The beret is simultaneously the hat of the old European, the artist, the hipster, the outlaw, the revolutionary, the soldier. It is a fashion symbol of both empire and rebellion. It can be tailored in a spirit of bohemian creativity or militant politics with a simple change of color, lining, or orientation. The black beret formation that flanked Beyoncé during her 2016 Superbowl performance is the same black beret that Huey Newton and the Black Panthers wore with fists in the air. The standard dress headgear for US soldiers is the same beret that graced the crown of Lauren Bacall and Brigitte Bardot. The same beret Emily Ratajkowski now posts to Instagram with the caption “Beret-ed” is, somehow, the same hat that belonged to Wagner, to Picasso, to Hemingway.
They can be made uniform, identical to one another, lending themselves naturally to trend. At least 102 countries include a beret as part of their military uniform. They are worn by the Royal Tank Regiment of the United Kingdom, the Paratroopers Brigade Folgore of Italy, and the Indian Army. The headgear is so intertwined with military force that United States Army Special Forces are simply referred to as “Green Berets,” with many never knowing their official name. A full list of military units that wear berets would take up this entire space. Kangol, which would become a fixture of 90s hip-hop headwear, was the primary supplier of berets for the British military during World War II.
The hat is a time-traveller. The silhouette, the general construction of it, has been around for millennia. Variants stretched from Scotland to Greece, sewing their DNA into national identities, uniforms, and tribal costume. The modern beret originally hails from Basque Country, the headgear of shepherds working in Pyrenees valleys. It then became a factory-produced item in Southern France, exported in every direction. In American and British depictions of the French, it became the cliché, a caricatured outfit to be summoned whenever a cartoon deemed it necessary. It’s the cheapest way to suggest an idealized version of French femininity, or someone confident and worldly enough to invoke it.

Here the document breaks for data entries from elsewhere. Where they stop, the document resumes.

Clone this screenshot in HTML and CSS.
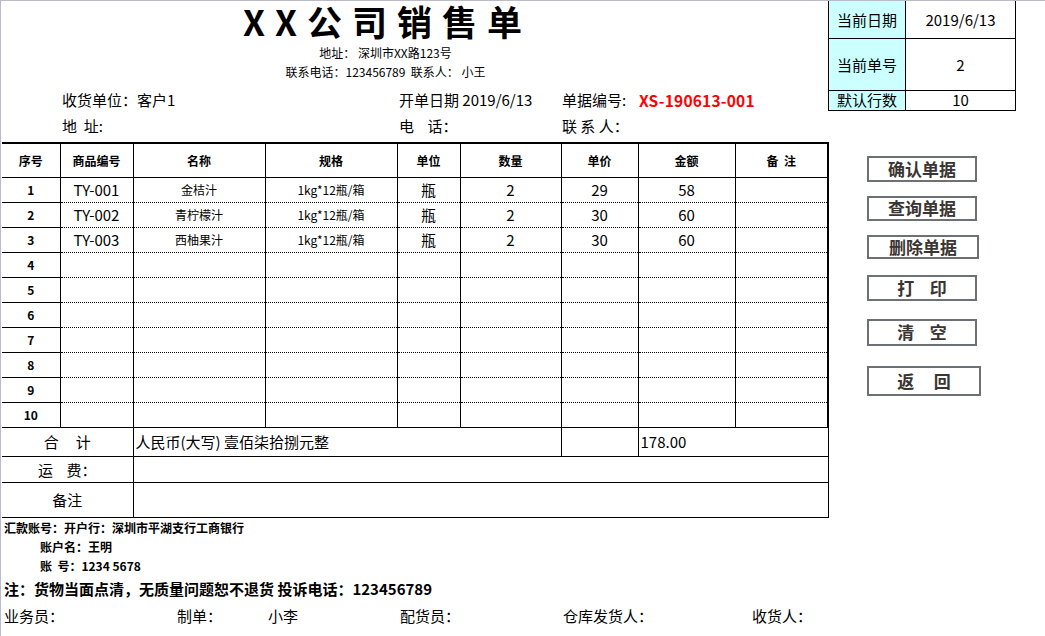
FILE: index.html
```html
<!DOCTYPE html>
<html lang="zh-CN">
<head>
<meta charset="utf-8">
<title>XX公司销售单</title>
<link rel="stylesheet" href="styles.css">
</head>
<body>
<div class="sheet">
  <div class="main">
    <header class="head">
      <h1 class="title">XX公司销售单</h1>
      <div class="addr">地址： 深圳市XX路123号</div>
      <div class="addr">联系电话：123456789&nbsp;&nbsp;联系人： 小王</div>
      <div class="info">
        <span>收货单位：客户1</span>
        <span>开单日期 2019/6/13</span>
        <span>单据编号:</span>
        <span class="red">XS-190613-001</span>
      </div>
      <div class="info">
        <span>地&nbsp;&nbsp;址:</span>
        <span>电&nbsp;&nbsp;&nbsp;&nbsp;话：</span>
        <span>联 系 人：</span>
        <span></span>
      </div>
    </header>

    <table class="grid">
      <colgroup>
        <col class="c1"><col class="c2"><col class="c3"><col class="c4"><col class="c5">
        <col class="c6"><col class="c7"><col class="c8"><col class="c9">
      </colgroup>
      <thead>
        <tr>
          <th>序号</th><th>商品编号</th><th>名称</th><th>规格</th><th>单位</th>
          <th>数量</th><th>单价</th><th>金额</th><th class="last">备&nbsp;&nbsp;注</th>
        </tr>
      </thead>
      <tbody class="rows">
        <tr><td class="no">1</td><td class="big">TY-001</td><td>金桔汁</td><td>1kg*12瓶/箱</td><td class="big">瓶</td><td class="big">2</td><td class="big">29</td><td class="big">58</td><td class="last"></td></tr>
        <tr><td class="no">2</td><td class="big">TY-002</td><td>青柠檬汁</td><td>1kg*12瓶/箱</td><td class="big">瓶</td><td class="big">2</td><td class="big">30</td><td class="big">60</td><td class="last"></td></tr>
        <tr><td class="no">3</td><td class="big">TY-003</td><td>西柚果汁</td><td>1kg*12瓶/箱</td><td class="big">瓶</td><td class="big">2</td><td class="big">30</td><td class="big">60</td><td class="last"></td></tr>
        <tr><td class="no">4</td><td></td><td></td><td></td><td></td><td></td><td></td><td></td><td class="last"></td></tr>
        <tr><td class="no">5</td><td></td><td></td><td></td><td></td><td></td><td></td><td></td><td class="last"></td></tr>
        <tr><td class="no">6</td><td></td><td></td><td></td><td></td><td></td><td></td><td></td><td class="last"></td></tr>
        <tr><td class="no">7</td><td></td><td></td><td></td><td></td><td></td><td></td><td></td><td class="last"></td></tr>
        <tr><td class="no">8</td><td></td><td></td><td></td><td></td><td></td><td></td><td></td><td class="last"></td></tr>
        <tr><td class="no">9</td><td></td><td></td><td></td><td></td><td></td><td></td><td></td><td class="last"></td></tr>
        <tr><td class="no">10</td><td></td><td></td><td></td><td></td><td></td><td></td><td></td><td class="last"></td></tr>
      </tbody>
      <tbody class="sum">
        <tr class="total">
          <td colspan="2" class="lbl">合&nbsp;&nbsp;&nbsp;&nbsp;&nbsp;计</td>
          <td colspan="4" class="left">人民币(大写) 壹佰柒拾捌元整</td>
          <td></td>
          <td colspan="2" class="left">178.00</td>
        </tr>
        <tr class="freight">
          <td colspan="2" class="lbl">运&nbsp;&nbsp;&nbsp;&nbsp;费：</td>
          <td colspan="7"></td>
        </tr>
        <tr class="note">
          <td colspan="2" class="lbl">备注</td>
          <td colspan="7"></td>
        </tr>
      </tbody>
    </table>

    <footer class="foot">
      <div class="fline">汇款账号：开户行：深圳市平湖支行工商银行</div>
      <div class="fline indent">账户名：王明</div>
      <div class="fline indent">账&nbsp;&nbsp;号：1234 5678</div>
      <div class="notice">注：货物当面点清，无质量问题恕不退货 投诉电话：123456789</div>
      <div class="sign">
        <span>业务员：</span>
        <span>制单：</span>
        <span>小李</span>
        <span>配货员：</span>
        <span>仓库发货人：</span>
        <span>收货人：</span>
      </div>
    </footer>
  </div>

  <aside class="side">
    <table class="meta">
      <tr class="m1"><th>当前日期</th><td>2019/6/13</td></tr>
      <tr class="m2"><th>当前单号</th><td>2</td></tr>
      <tr class="m3"><th>默认行数</th><td>10</td></tr>
    </table>
    <div class="buttons">
      <button class="btn">确认单据</button>
      <button class="btn">查询单据</button>
      <button class="btn">删除单据</button>
      <button class="btn">打&nbsp;&nbsp;&nbsp;&nbsp;印</button>
      <button class="btn">清&nbsp;&nbsp;&nbsp;&nbsp;空</button>
      <button class="btn">返&nbsp;&nbsp;&nbsp;&nbsp;&nbsp;回</button>
    </div>
  </aside>
</div>
</body>
</html>
```

FILE: styles.css
```css
* { box-sizing: border-box; }

html, body {
  margin: 0;
  padding: 0;
  background: #fff;
}

body {
  width: 1045px;
  height: 636px;
  overflow: hidden;
  border-top: 1px solid #b9bcc8;
  border-left: 1px solid #b9bcc8;
  font-family: "Noto Sans CJK SC", "Liberation Sans", sans-serif;
  color: #000;
}

.sheet {
  display: grid;
  grid-template-columns: 827px 1fr;
}

/* ---------- header ---------- */
.head {
  height: 141px;
}

.title {
  margin: 0;
  height: 40px;
  line-height: 40px;
  font-size: 35px;
  font-weight: 700;
  letter-spacing: 10px;
  text-align: left;
  padding-left: 242px;
  white-space: nowrap;
}

.addr {
  font-size: 12px;
  line-height: 19px;
  text-align: center;
  padding-right: 58px;
}
.addr:first-of-type { margin-top: 2px; }

.info {
  display: grid;
  grid-template-columns: 337px 163px 77px 1fr;
  padding-left: 61px;
  font-size: 15px;
  height: 26px;
  line-height: 26px;
}
.head .addr + .info { margin-top: 6px; }

.red {
  color: #ff0000;
  font-weight: 700;
  font-size: 15.5px;
  letter-spacing: 0.2px;
}

/* ---------- main table ---------- */
.grid {
  border-collapse: collapse;
  table-layout: fixed;
  width: 826px;
  margin-left: 1px;
  font-size: 12px;
}

.c1 { width: 58px; }
.c2 { width: 73px; }
.c3 { width: 132px; }
.c4 { width: 132px; }
.c5 { width: 63px; }
.c6 { width: 101px; }
.c7 { width: 77px; }
.c8 { width: 97px; }
.c9 { width: 93px; }

.grid th,
.grid td {
  padding: 0;
  border: 1px solid #000;
  text-align: center;
  vertical-align: middle;
  white-space: nowrap;
}

.grid thead th {
  height: 34px;
  border-top: 2px solid #000;
  font-weight: 700;
}
.grid thead th:first-child { border-left: 0; }

.rows td {
  height: 25px;
  border-top: 1px dotted #000;
  border-bottom: 1px dotted #000;
}
.rows tr:first-child td { border-top: 1px solid #000; }
.rows tr:last-child td { border-bottom: 1px solid #000; }
.rows td.no {
  font-weight: 700;
  border-left: 0;
  border-top: 1px solid #000;
  border-bottom: 1px solid #000;
}
.grid .last { border-right: 2px solid #000; }

.big { font-size: 15px; }

.sum td {
  font-size: 15px;
}
.sum td:first-child { border-left: 0; }
.sum .left {
  text-align: left;
  padding-left: 2px;
}
.total td { height: 29px; }
.freight td { height: 26px; }
.note td { height: 35px; }

/* ---------- footer ---------- */
.foot {
  padding-left: 3px;
}
.fline {
  font-size: 12px;
  font-weight: 700;
  line-height: 19px;
}
.indent { padding-left: 36px; }

.notice {
  margin-top: 2px;
  font-size: 15px;
  font-weight: 700;
  line-height: 24px;
}

.sign {
  margin-top: 3px;
  display: grid;
  grid-template-columns: 173px 91px 132px 163px 189px 1fr;
  font-size: 15px;
  line-height: 24px;
}

/* ---------- side panel ---------- */
.meta {
  border-collapse: collapse;
  width: 188px;
  font-size: 15px;
}
.meta th,
.meta td {
  border: 1px solid #000;
  padding: 0;
  text-align: center;
  font-weight: 400;
}
.meta th {
  width: 77px;
  background: #ccffff;
}
.meta tr:first-child th,
.meta tr:first-child td { border-top: 0; }
.m1 th, .m1 td { height: 37px; }
.m2 th, .m2 td { height: 52px; }
.m3 th, .m3 td { height: 20px; line-height: 18px; }

.buttons {
  display: flex;
  flex-direction: column;
  align-items: flex-start;
  padding-left: 39px;
  padding-top: 45px;
}

.btn {
  width: 110px;
  height: 26px;
  margin: 0 0 14px 0;
  padding: 0;
  border: 2px solid #6d7074;
  background: #fff;
  font-family: "Noto Sans CJK SC", sans-serif;
  font-size: 17px;
  font-weight: 700;
  line-height: 20px;
  color: #3a3532;
  white-space: nowrap;
}
.btn:nth-child(2) { height: 25px; }
.btn:nth-child(3) { width: 112px; height: 24px; margin-bottom: 16px; }
.btn:nth-child(4) { margin-bottom: 18px; }
.btn:nth-child(5) { height: 27px; margin-bottom: 20px; }
.btn:nth-child(6) { width: 114px; height: 30px; }
```
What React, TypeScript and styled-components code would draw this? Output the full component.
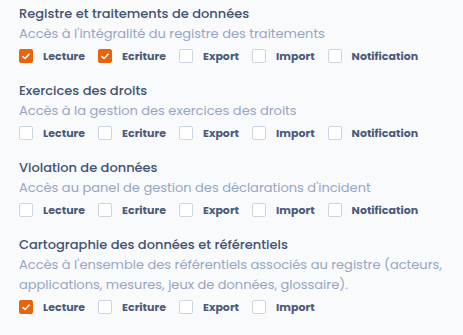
import styled, { createGlobalStyle } from "styled-components";

const GlobalStyle = createGlobalStyle`
  body {
    margin: 0;
    background: #f9fafc;
    font-family: "Poppins", "Noto Sans", "Liberation Sans", sans-serif;
  }
`;

const Page = styled.div`
  width: 463px;
  height: 335px;
  box-sizing: border-box;
  padding: 4px 19px 0;
  display: flex;
  flex-direction: column;
  gap: 15px;
  background: #f9fafc;
`;

const Section = styled.section`
  display: flex;
  flex-direction: column;
`;

const Title = styled.h3`
  margin: 0;
  font-size: 13px;
  line-height: 19px;
  font-weight: 500;
  color: #415273;
`;

const Description = styled.p`
  margin: 1px 0 0;
  font-size: 13px;
  line-height: 20px;
  font-weight: 400;
  color: #95a6c3;
`;

const Options = styled.div`
  display: flex;
  align-items: center;
  gap: 13px;
  margin-top: 2px;
`;

const Option = styled.label`
  display: flex;
  align-items: center;
  gap: 10px;
  cursor: pointer;
`;

const Box = styled.span<{ $checked: boolean }>`
  width: 14px;
  height: 14px;
  box-sizing: border-box;
  border-radius: 2px;
  display: flex;
  align-items: center;
  justify-content: center;
  background: ${(p) => (p.$checked ? "#e8630a" : "#ffffff")};
  border: 1px solid ${(p) => (p.$checked ? "#e8630a" : "#cdd5e2")};
`;

const Label = styled.span`
  font-size: 11px;
  line-height: 20px;
  font-weight: 700;
  color: #4a5b7a;
`;

const sections = [
  {
    title: "Registre et traitements de données",
    description: "Accès à l'intégralité du registre des traitements",
    options: ["Lecture", "Ecriture", "Export", "Import", "Notification"],
    checked: ["Lecture", "Ecriture"],
  },
  {
    title: "Exercices des droits",
    description: "Accès à la gestion des exercices des droits",
    options: ["Lecture", "Ecriture", "Export", "Import", "Notification"],
    checked: [],
  },
  {
    title: "Violation de données",
    description: "Accès au panel de gestion des déclarations d'incident",
    options: ["Lecture", "Ecriture", "Export", "Import", "Notification"],
    checked: [],
  },
  {
    title: "Cartographie des données et référentiels",
    description:
      "Accès à l'ensemble des référentiels associés au registre (acteurs, applications, mesures, jeux de données, glossaire).",
    options: ["Lecture", "Ecriture", "Export", "Import"],
    checked: ["Lecture"],
  },
];

function Check() {
  return (
    <svg width="8" height="7" viewBox="0 0 8 7" fill="none">
      <path
        d="M1 3.6L3.1 5.5L7 1.2"
        stroke="#ffffff"
        strokeWidth="1.6"
        strokeLinecap="round"
        strokeLinejoin="round"
      />
    </svg>
  );
}

export default function App() {
  return (
    <>
      <GlobalStyle />
      <Page>
        {sections.map((s) => (
          <Section key={s.title}>
            <Title>{s.title}</Title>
            <Description>{s.description}</Description>
            <Options>
              {s.options.map((o) => {
                const on = s.checked.includes(o);
                return (
                  <Option key={o}>
                    <Box $checked={on}>{on && <Check />}</Box>
                    <Label>{o}</Label>
                  </Option>
                );
              })}
            </Options>
          </Section>
        ))}
      </Page>
    </>
  );
}
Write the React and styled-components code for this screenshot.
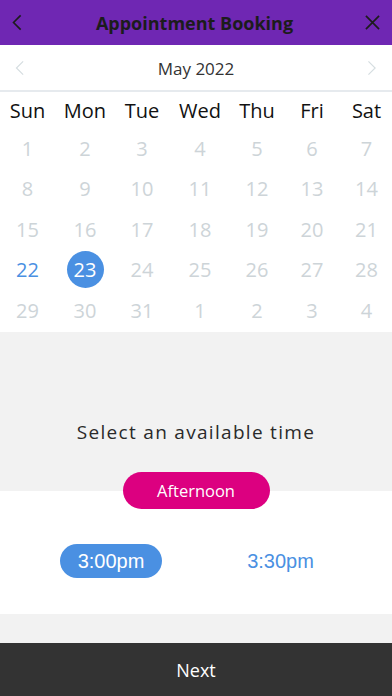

I remember finding a photo of Dizzy Gillespie as a record-obsessed teenager, his beret over glasses over smile over suit over trumpet in hand, marveling at the next frame of his cheeks exploding with power and force and poetry. I remember the cool girls in 90s Delia’s ads wearing them with colored knit scarves, hovering on the sides of their hair like magic. Or the movie stars and models of the era—Winona Ryder looking small-headed and easy, Kate Moss shot in the street, wearing baggy clothes, holding a puppy, a laundry line strung up behind her. With a strangely similar aura, Rembrandt posed in one for his self-portrait at a time when many Dutch painters depicted peasants in their day-to-day life wearing berets.
Several friends of mine referred to berets as having a “high degree of difficulty” to pull off, but I think that might be wrong. It’s a matter of tilt, and more importantly, of intent. The most authentic beret wearers might be those on the margins, those who experiment, those can—despite the hat’s manifold history—claim it as their own.
Maxwell Neely-Cohen is a writer based in New York City. He is the author of the novel Echo of the Boom.